TraceSplitter: A New Paradigm for Downscaling Traces
- Sultan Mahmud Sajal ,
- Rubaba Hasan ,
- Timothy Zhu ,
- Bhuvan Urgaonkar ,
- Siddhartha Sen
Realistic experimentation is a key component of systems research and industry prototyping, but experimental clusters are often too small to replay the high traffic rates found in production traces. Thus, it is often necessary to downscale traces to lower their arrival rate, and researchers/practitioners generally do this in an ad-hoc manner. For example, one practice is to multiply all arrival timestamps in a trace by a scaling factor to spread the load across a longer timespan. However, temporal patterns are skewed by this approach, which may lead to inappropriate conclusions about some system properties (e.g., the agility of auto-scaling). Another popular approach is to count the number of arrivals in fixed-sized time intervals and scale it along with some modeling assumptions. However, such approaches can eliminate or exaggerate the fine-grained burstiness in the trace depending on the time interval length.
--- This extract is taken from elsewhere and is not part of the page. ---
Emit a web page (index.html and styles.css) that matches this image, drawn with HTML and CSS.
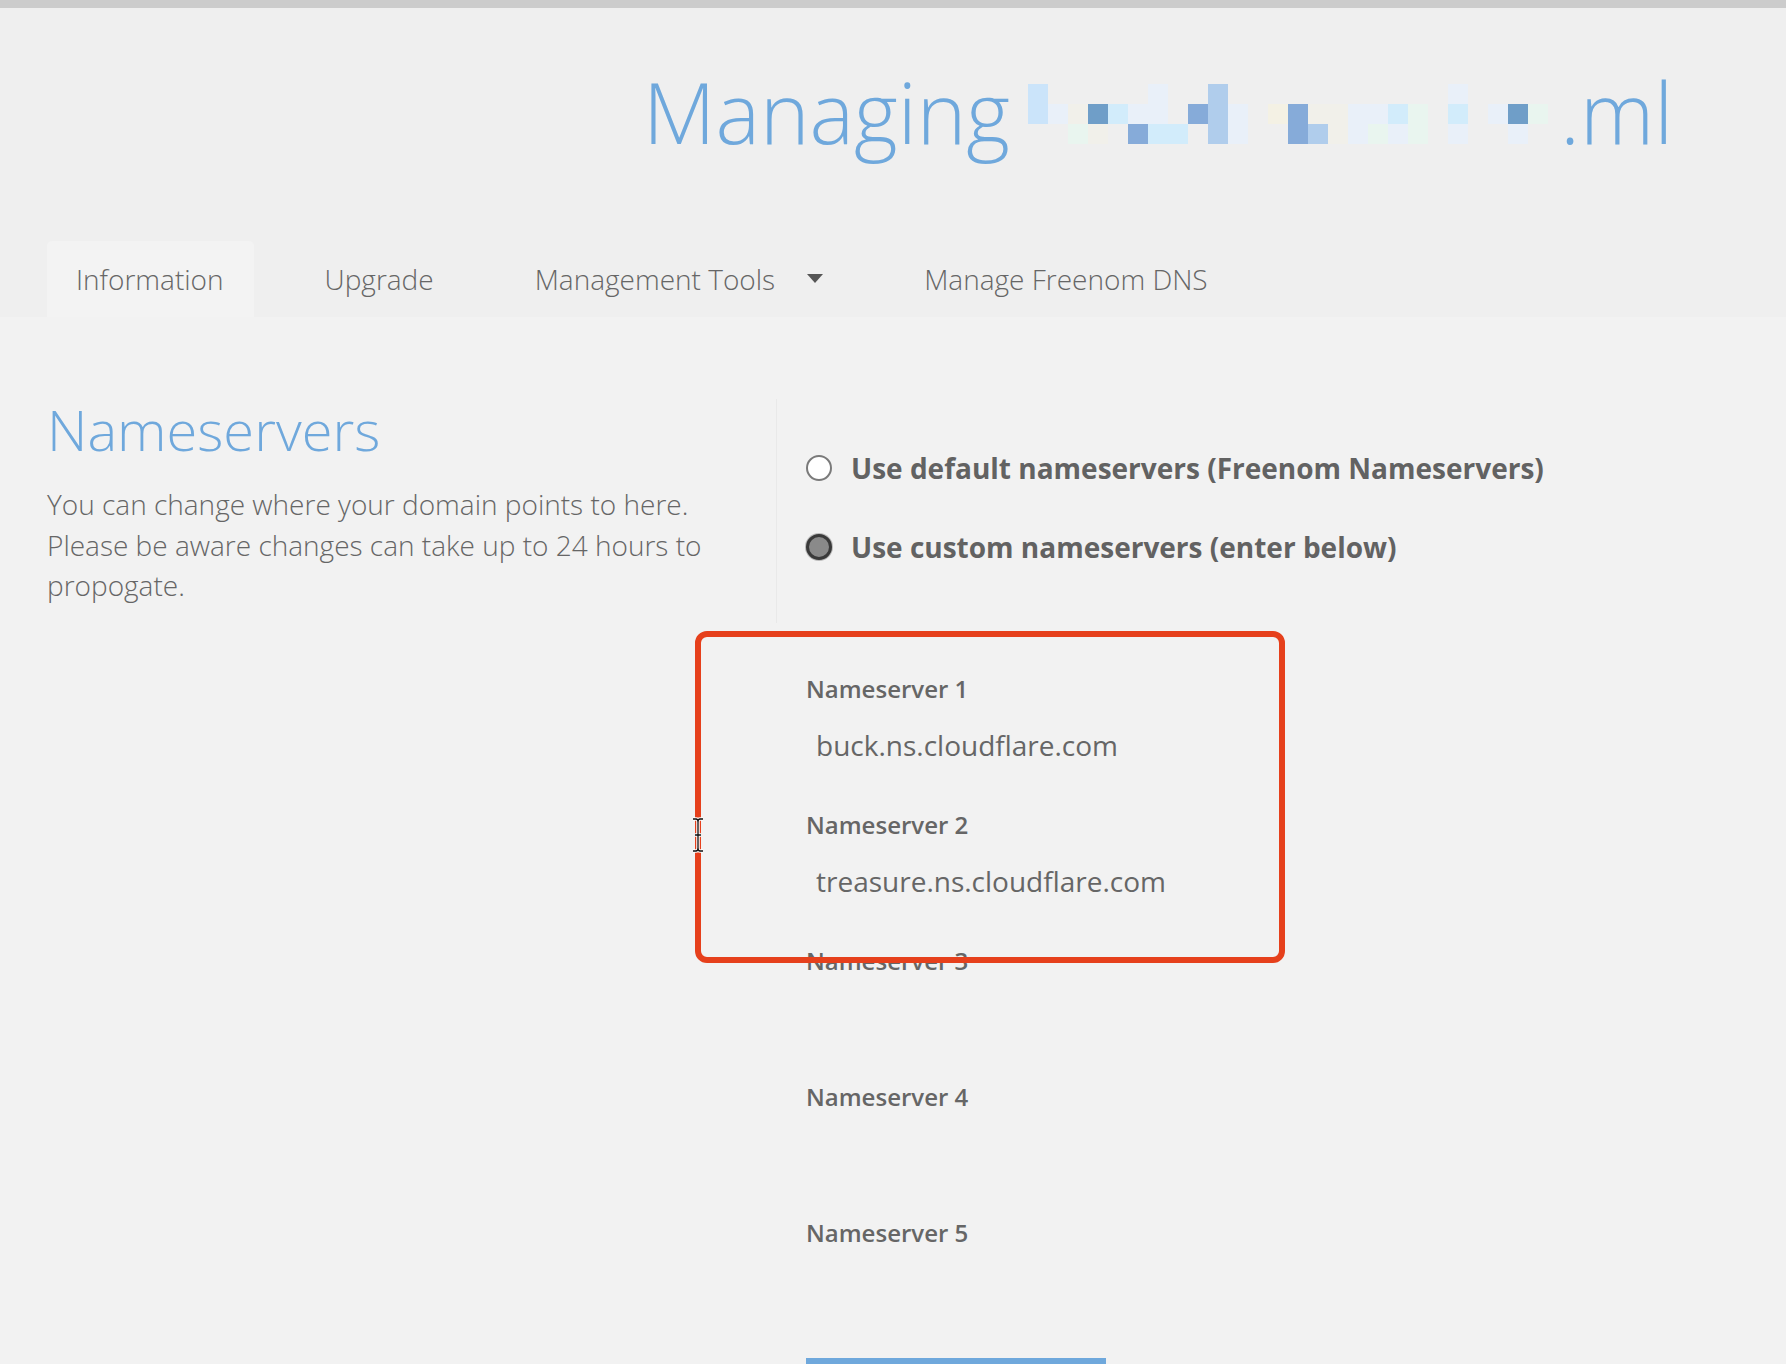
FILE: index.html
```html
<!DOCTYPE html>
<html lang="en">
<head>
<meta charset="utf-8">
<title>Managing domain</title>
<link rel="stylesheet" href="styles.css">
</head>
<body>
<div class="topbar"></div>
<header class="header">
  <h1 class="title">
    <span class="title-text">Managing</span>
    <span class="mosaic" aria-hidden="true">
      <i class="b8"></i><i></i><i></i><i></i><i></i><i></i><i class="b5"></i><i></i><i></i><i class="b3"></i><i></i><i></i><i></i><i></i><i></i><i></i><i></i><i></i><i></i><i></i><i></i><i class="b5"></i><i></i><i></i><i></i><i></i>
      <i class="b8"></i><i class="b5"></i><i class="b9"></i><i class="b1"></i><i class="b4"></i><i class="b5"></i><i class="b5"></i><i></i><i class="b2"></i><i class="b3"></i><i class="b5"></i><i></i><i class="b6"></i><i class="b2"></i><i class="b9"></i><i class="b9"></i><i class="b5"></i><i class="b5"></i><i class="b4"></i><i class="b7"></i><i></i><i class="b4"></i><i></i><i class="b5"></i><i class="b1"></i><i class="b7"></i>
      <i></i><i></i><i class="b7"></i><i class="b9"></i><i></i><i class="b2"></i><i class="b4"></i><i class="b4"></i><i></i><i class="b3"></i><i class="b5"></i><i></i><i></i><i class="b2"></i><i class="b3"></i><i class="b9"></i><i class="b5"></i><i class="b7"></i><i class="b5"></i><i class="b7"></i><i></i><i class="b5"></i><i></i><i></i><i class="b5"></i><i></i>
    </span>
    <span class="title-text">.ml</span>
  </h1>
  <nav class="tabs">
    <a class="tab active">Information</a>
    <a class="tab">Upgrade</a>
    <a class="tab">Management Tools <span class="caret"></span></a>
    <a class="tab">Manage Freenom DNS</a>
  </nav>
</header>
<main class="content">
  <section class="intro">
    <h2 class="intro-title">Nameservers</h2>
    <p class="intro-text">You can change where your domain points to here. Please be aware changes can take up to 24 hours to propogate.</p>
  </section>
  <section class="form">
    <label class="radio-row"><span class="radio"></span>Use default nameservers (Freenom Nameservers)</label>
    <label class="radio-row"><span class="radio checked"></span>Use custom nameservers (enter below)</label>
    <div class="fields">
      <div class="field"><div class="field-label">Nameserver 1</div><input class="field-input" value="buck.ns.cloudflare.com"></div>
      <div class="field"><div class="field-label">Nameserver 2</div><input class="field-input" value="treasure.ns.cloudflare.com"></div>
      <div class="field"><div class="field-label">Nameserver 3</div><input class="field-input" value=""></div>
      <div class="field"><div class="field-label">Nameserver 4</div><input class="field-input" value=""></div>
      <div class="field"><div class="field-label">Nameserver 5</div><input class="field-input" value=""></div>
    </div>
    <div class="submit"></div>
  </section>
</main>
<div class="highlight"></div>
<svg class="cursor" width="14" height="36" viewBox="0 0 14 36" aria-hidden="true">
  <path d="M2 2 H5 Q7 2 7 5 V31 Q7 34 5 34 H2 M12 2 H9 Q7 2 7 5 M7 31 Q7 34 9 34 H12 M4 18 H10" fill="none" stroke="#fff" stroke-width="3.5"/>
  <path d="M2 2 H5 Q7 2 7 5 V31 Q7 34 5 34 H2 M12 2 H9 Q7 2 7 5 M7 31 Q7 34 9 34 H12 M4 18 H10" fill="none" stroke="#111" stroke-width="1.3"/>
</svg>
</body>
</html>
```
FILE: styles.css
```css
* { box-sizing: border-box; }
html, body { margin: 0; padding: 0; }
body {
  background: #f2f2f2;
  font-family: "Open Sans", "Noto Sans", sans-serif;
  color: #666;
  width: 1786px;
  height: 1364px;
  overflow: hidden;
  position: relative;
}
.topbar { height: 8px; background: #cccccc; }
.header {
  background: #efefef;
  height: 309px;
  display: flex;
  flex-direction: column;
}
.title {
  margin: 62px 0 0 0;
  padding-left: 643px;
  display: flex;
  align-items: flex-start;
  font-weight: 300;
  font-size: 84px;
  line-height: 84px;
  color: #6fa8dc;
  white-space: nowrap;
}
.mosaic {
  display: grid;
  grid-template-columns: repeat(26, 20px);
  grid-auto-rows: 20px;
  margin: 14px 12px 0 18px;
}
.mosaic i { display: block; }
.mosaic .b1 { background: #6f9ec8; }
.mosaic .b2 { background: #86abd9; }
.mosaic .b3 { background: #b0cdec; }
.mosaic .b4 { background: #d2ecfb; }
.mosaic .b5 { background: #e9f0f9; }
.mosaic .b6 { background: #f4f1e4; }
.mosaic .b7 { background: #e9f5ef; }
.mosaic .b8 { background: #cbe4fa; }
.mosaic .b9 { background: #f1f0ea; }
.tabs {
  margin-top: auto;
  padding-left: 47px;
  display: flex;
  gap: 42px;
  height: 76px;
}
.tab {
  display: flex;
  align-items: center;
  padding: 0 30px 1px 29px;
  font-weight: 300;
  font-size: 28px;
  color: #666;
  border-radius: 5px 5px 0 0;
}
.tab.active { background: #f3f3f3; }
.caret {
  display: inline-block;
  width: 0; height: 0;
  margin-left: 32px;
  border-left: 8px solid transparent;
  border-right: 8px solid transparent;
  border-top: 9px solid #555;
}
.content {
  display: flex;
  align-items: flex-start;
}
.intro {
  width: 777px;
  margin-top: 82px;
  padding: 0 50px 17px 47px;
  border-right: 1px solid #e9e9e9;
}
.intro-title {
  margin: 0 0 24px 0;
  font-weight: 300;
  font-size: 56px;
  line-height: 60px;
  color: #6fa8dc;
}
.intro-text {
  margin: 0;
  padding-top: 1px;
  font-weight: 300;
  font-size: 28px;
  line-height: 40.5px;
  color: #666;
}
.form {
  display: flex;
  flex-direction: column;
  padding-left: 29px;
  padding-top: 131px;
}
.radio-row {
  display: flex;
  align-items: center;
  height: 40px;
  margin-bottom: 39px;
  font-weight: 700;
  font-size: 28px;
  color: #626262;
}
.radio {
  width: 26px; height: 26px;
  border-radius: 50%;
  border: 2px solid #7a7a7a;
  background: #fff;
  margin-right: 19px;
  flex: none;
}
.radio.checked {
  background: #8a8a8a;
  border: 3px solid #3a3a3a;
  box-shadow: 0 0 0 1px #bbb;
}
.fields { margin-top: 68px; }
.field { height: 136px; }
.field-label {
  height: 30px;
  line-height: 30px;
  font-weight: 600;
  font-size: 24px;
  color: #666;
}
.field-input {
  display: block;
  margin-top: 16px;
  height: 50px;
  width: 500px;
  border: none;
  background: transparent;
  padding: 0 10px;
  font-family: "Open Sans", "Noto Sans", sans-serif;
  font-size: 28px;
  color: #666;
  outline: none;
}
.submit {
  margin-top: 4px;
  width: 300px;
  height: 50px;
  background: #6fa8dc;
}
.highlight {
  position: absolute;
  left: 695px;
  top: 631px;
  width: 590px;
  height: 332px;
  border: 6px solid #e6401c;
  border-radius: 12px;
}
.cursor {
  position: absolute;
  left: 691px;
  top: 817px;
}
```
The goal of this paper is to demonstrate the drawbacks of common downscaling techniques and propose new methods for realistically downscaling traces. We introduce a new paradigm for scaling traces that splits an original trace into multiple downscaled traces to accurately capture the characteristics of the original trace. Our key insight is that production traces are often generated by a cluster of service instances using a front-end load balancer; by mimicking the load balancing used to split load across these instances, we can similarly split the production trace in a manner that captures the work-load experienced by each service instance. Using multiple production traces as well as synthetic traces, we identify and evaluate a variety of scenarios that show how our approach is superior to current approaches.